→ Set problem:
Print every entry word for word, but omit the pictures.

→ Given data:
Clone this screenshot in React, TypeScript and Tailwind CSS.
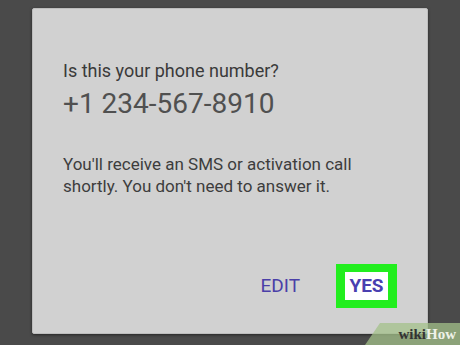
export default function App() {
  return (
    <div
      className="relative w-[460px] h-[345px] overflow-hidden bg-[#4a4a4a] pt-[8px] pl-[32px]"
      style={{ fontFamily: 'Roboto, "Liberation Sans", sans-serif' }}
    >
      {/* Dialog */}
      <div className="w-[396px] h-[326px] bg-[#d1d1d1] rounded-[2px] border border-[#bdbdbd] shadow-[0_1px_3px_rgba(0,0,0,0.5)] flex flex-col pl-[30px] pr-[30px]">
        <p className="mt-[50px] text-[18px] leading-[24px] text-[#3a3a3a]">Is this your phone number?</p>
        <p className="mt-[5px] text-[28px] leading-[32px] text-[#505050]">+1 234-567-8910</p>
        <p className="mt-[33px] text-[17px] leading-[22px] text-[#3d3d3d] w-[325px]">
          You'll receive an SMS or activation call shortly. You don't need to answer it.
        </p>
        <div className="mt-auto mb-[25px] flex items-center justify-end gap-[36px]">
          <span className="text-[19px] text-[#4a3fa8]">EDIT</span>
          <div className="w-[61px] h-[44px] bg-[#22ee1e] flex items-center justify-center">
            <div className="w-[43px] h-[28px] bg-white flex items-center justify-center">
              <span className="text-[19px] font-bold text-[#4a3fb0]">YES</span>
            </div>
          </div>
        </div>
      </div>

      {/* wikiHow watermark */}
      <div className="absolute right-0 bottom-0 w-[95px] h-[22px] bg-[#a3c08a]/75 [clip-path:polygon(15px_0,100%_0,100%_100%,0_100%)] flex items-center justify-end pr-[4px]">
        <span
          className="text-[15px] font-bold leading-none"
          style={{ fontFamily: '"Liberation Serif", serif' }}
        >
          <span className="text-[#333]">wiki</span>
          <span className="text-[#eef2e8]">How</span>
        </span>
      </div>
    </div>
  );
}
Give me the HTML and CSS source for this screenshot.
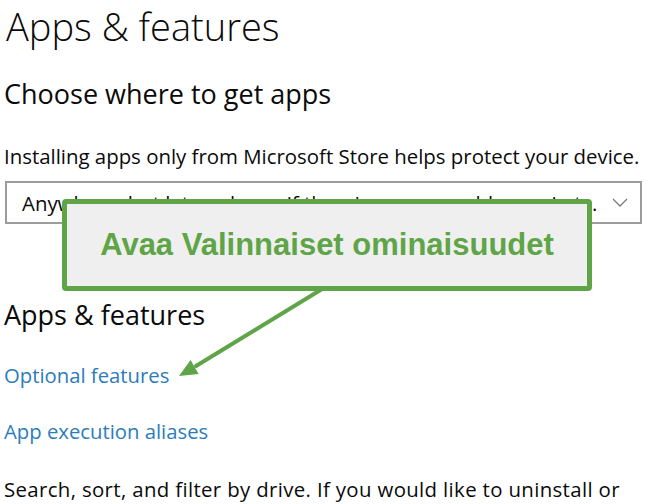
FILE: index.html
```html
<!DOCTYPE html>
<html lang="en">
<head>
<meta charset="utf-8">
<title>Apps &amp; features</title>
<link rel="stylesheet" href="styles.css">
</head>
<body>
<main class="page">
  <h1 class="title">Apps &amp; features</h1>
  <h2 class="subtitle choose">Choose where to get apps</h2>
  <p class="body-text install">Installing apps only from Microsoft Store helps protect your device.</p>
  <div class="select">
    <span class="select-text">Anywhere, but let me know if there's a comparable app in the Microsoft Store</span>
    <svg class="chevron" width="16" height="9" viewBox="0 0 16 9"><polyline points="1,1 8,8 15,1" fill="none" stroke="#7a7a7a" stroke-width="1.3"/></svg>
  </div>
  <h2 class="subtitle section">Apps &amp; features</h2>
  <a class="link first" href="#">Optional features</a>
  <a class="link second" href="#">App execution aliases</a>
  <p class="body-text search">Search, sort, and filter by drive. If you would like to uninstall or</p>
</main>
<svg class="arrow" width="650" height="504" viewBox="0 0 650 504">
  <line x1="327" y1="286" x2="196" y2="366" stroke="#5fa548" stroke-width="4" stroke-linecap="round"/>
  <polygon points="179,376 198.6,373.9 190.6,360.1" fill="#5fa548"/>
</svg>
<div class="callout">Avaa Valinnaiset ominaisuudet</div>
</body>
</html>
```
FILE: styles.css
```css
html, body {
  margin: 0;
  padding: 0;
  background: #ffffff;
}
body {
  width: 650px;
  height: 504px;
  overflow: hidden;
  position: relative;
  font-family: "Open Sans", "Noto Sans", sans-serif;
  color: #0a0a0a;
}
.page {
  padding: 0 0 0 4px;
}
.title {
  margin: 0 0 0 2px;
  font-size: 38px;
  font-weight: 300;
  line-height: 52px;
}
.subtitle {
  margin: 0;
  font-size: 27px;
  font-weight: 400;
  line-height: 36px;
}
.choose {
  margin-top: 23.5px;
}
.section {
  margin-top: 72.5px;
}
.body-text {
  margin: 0;
  font-size: 20.4px;
  line-height: 28px;
  white-space: nowrap;
}
.install {
  margin-top: 30.5px;
}
.search {
  margin-top: 29.8px;
  letter-spacing: 0.35px;
}
.select {
  margin: 11px 0 0 1px;
  width: 637px;
  height: 43px;
  box-sizing: border-box;
  border: 2px solid #9c9c9c;
  display: flex;
  align-items: center;
  padding: 0 12px 0 15px;
}
.select-text {
  flex: 1;
  min-width: 0;
  font-size: 20.4px;
  line-height: 36px;
  padding-top: 2px;
  padding-bottom: 1px;
  white-space: nowrap;
  overflow: hidden;
  text-overflow: ellipsis;
  margin-right: 14px;
}
.chevron {
  flex: none;
}
.link {
  display: block;
  font-size: 20.3px;
  line-height: 28px;
  color: #2c7cba;
  text-decoration: none;
}
.link.first {
  margin-top: 28.7px;
}
.link.second {
  margin-top: 28px;
}
.arrow {
  position: absolute;
  left: 0;
  top: 0;
  pointer-events: none;
}
.callout {
  position: absolute;
  left: 62px;
  top: 199px;
  width: 530px;
  height: 92px;
  box-sizing: border-box;
  border: 5px solid #5fa548;
  border-radius: 4px;
  background: #efefef;
  display: flex;
  align-items: center;
  justify-content: center;
  font-family: "Liberation Sans", Arial, sans-serif;
  font-weight: 700;
  font-size: 31px;
  color: #5fa548;
}
```
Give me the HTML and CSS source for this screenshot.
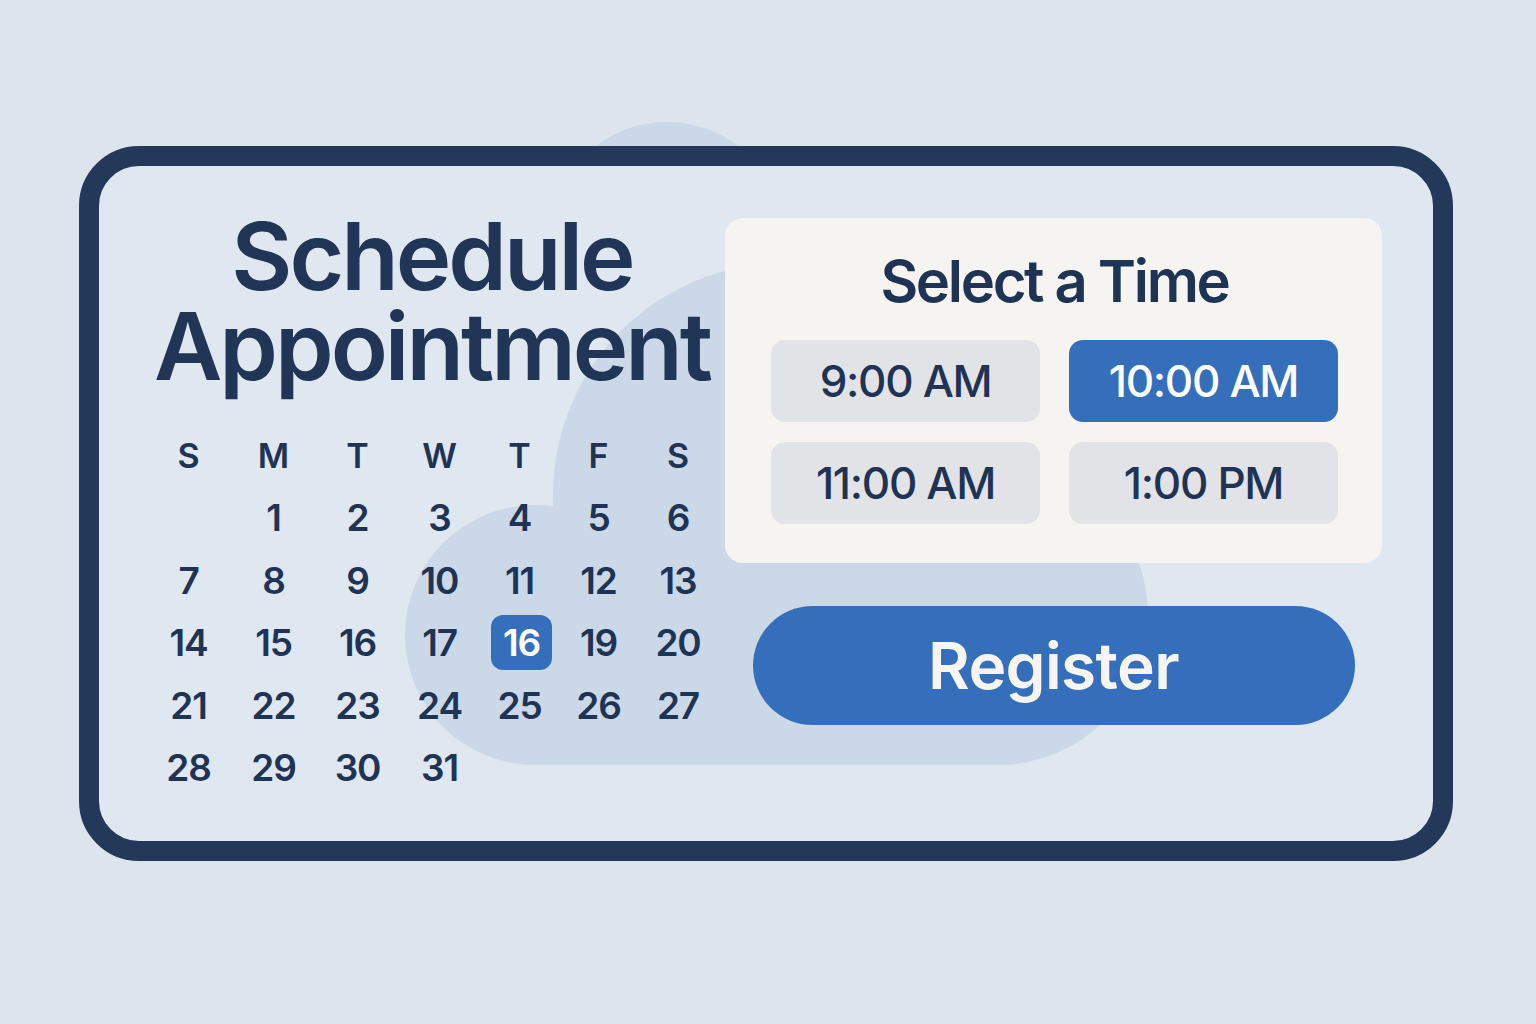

→ Reply:
Clone this screenshot in React, TypeScript and Tailwind CSS.
export default function App() {
  return (
    <div
      className="relative w-[460px] h-[345px] overflow-hidden bg-[#4a4a4a] pt-[8px] pl-[32px]"
      style={{ fontFamily: 'Roboto, "Liberation Sans", sans-serif' }}
    >
      {/* Dialog */}
      <div className="w-[396px] h-[326px] bg-[#d1d1d1] rounded-[2px] border border-[#bdbdbd] shadow-[0_1px_3px_rgba(0,0,0,0.5)] flex flex-col pl-[30px] pr-[30px]">
        <p className="mt-[50px] text-[18px] leading-[24px] text-[#3a3a3a]">Is this your phone number?</p>
        <p className="mt-[5px] text-[28px] leading-[32px] text-[#505050]">+1 234-567-8910</p>
        <p className="mt-[33px] text-[17px] leading-[22px] text-[#3d3d3d] w-[325px]">
          You'll receive an SMS or activation call shortly. You don't need to answer it.
        </p>
        <div className="mt-auto mb-[25px] flex items-center justify-end gap-[36px]">
          <span className="text-[19px] text-[#4a3fa8]">EDIT</span>
          <div className="w-[61px] h-[44px] bg-[#22ee1e] flex items-center justify-center">
            <div className="w-[43px] h-[28px] bg-white flex items-center justify-center">
              <span className="text-[19px] font-bold text-[#4a3fb0]">YES</span>
            </div>
          </div>
        </div>
      </div>

      {/* wikiHow watermark */}
      <div className="absolute right-0 bottom-0 w-[95px] h-[22px] bg-[#a3c08a]/75 [clip-path:polygon(15px_0,100%_0,100%_100%,0_100%)] flex items-center justify-end pr-[4px]">
        <span
          className="text-[15px] font-bold leading-none"
          style={{ fontFamily: '"Liberation Serif", serif' }}
        >
          <span className="text-[#333]">wiki</span>
          <span className="text-[#eef2e8]">How</span>
        </span>
      </div>
    </div>
  );
}
Give me the HTML and CSS source for this screenshot.
FILE: index.html
```html
<!DOCTYPE html>
<html lang="en">
<head>
<meta charset="utf-8">
<title>Apps &amp; features</title>
<link rel="stylesheet" href="styles.css">
</head>
<body>
<main class="page">
  <h1 class="title">Apps &amp; features</h1>
  <h2 class="subtitle choose">Choose where to get apps</h2>
  <p class="body-text install">Installing apps only from Microsoft Store helps protect your device.</p>
  <div class="select">
    <span class="select-text">Anywhere, but let me know if there's a comparable app in the Microsoft Store</span>
    <svg class="chevron" width="16" height="9" viewBox="0 0 16 9"><polyline points="1,1 8,8 15,1" fill="none" stroke="#7a7a7a" stroke-width="1.3"/></svg>
  </div>
  <h2 class="subtitle section">Apps &amp; features</h2>
  <a class="link first" href="#">Optional features</a>
  <a class="link second" href="#">App execution aliases</a>
  <p class="body-text search">Search, sort, and filter by drive. If you would like to uninstall or</p>
</main>
<svg class="arrow" width="650" height="504" viewBox="0 0 650 504">
  <line x1="327" y1="286" x2="196" y2="366" stroke="#5fa548" stroke-width="4" stroke-linecap="round"/>
  <polygon points="179,376 198.6,373.9 190.6,360.1" fill="#5fa548"/>
</svg>
<div class="callout">Avaa Valinnaiset ominaisuudet</div>
</body>
</html>
```
FILE: styles.css
```css
html, body {
  margin: 0;
  padding: 0;
  background: #ffffff;
}
body {
  width: 650px;
  height: 504px;
  overflow: hidden;
  position: relative;
  font-family: "Open Sans", "Noto Sans", sans-serif;
  color: #0a0a0a;
}
.page {
  padding: 0 0 0 4px;
}
.title {
  margin: 0 0 0 2px;
  font-size: 38px;
  font-weight: 300;
  line-height: 52px;
}
.subtitle {
  margin: 0;
  font-size: 27px;
  font-weight: 400;
  line-height: 36px;
}
.choose {
  margin-top: 23.5px;
}
.section {
  margin-top: 72.5px;
}
.body-text {
  margin: 0;
  font-size: 20.4px;
  line-height: 28px;
  white-space: nowrap;
}
.install {
  margin-top: 30.5px;
}
.search {
  margin-top: 29.8px;
  letter-spacing: 0.35px;
}
.select {
  margin: 11px 0 0 1px;
  width: 637px;
  height: 43px;
  box-sizing: border-box;
  border: 2px solid #9c9c9c;
  display: flex;
  align-items: center;
  padding: 0 12px 0 15px;
}
.select-text {
  flex: 1;
  min-width: 0;
  font-size: 20.4px;
  line-height: 36px;
  padding-top: 2px;
  padding-bottom: 1px;
  white-space: nowrap;
  overflow: hidden;
  text-overflow: ellipsis;
  margin-right: 14px;
}
.chevron {
  flex: none;
}
.link {
  display: block;
  font-size: 20.3px;
  line-height: 28px;
  color: #2c7cba;
  text-decoration: none;
}
.link.first {
  margin-top: 28.7px;
}
.link.second {
  margin-top: 28px;
}
.arrow {
  position: absolute;
  left: 0;
  top: 0;
  pointer-events: none;
}
.callout {
  position: absolute;
  left: 62px;
  top: 199px;
  width: 530px;
  height: 92px;
  box-sizing: border-box;
  border: 5px solid #5fa548;
  border-radius: 4px;
  background: #efefef;
  display: flex;
  align-items: center;
  justify-content: center;
  font-family: "Liberation Sans", Arial, sans-serif;
  font-weight: 700;
  font-size: 31px;
  color: #5fa548;
}
```
Give me the HTML and CSS source for this screenshot.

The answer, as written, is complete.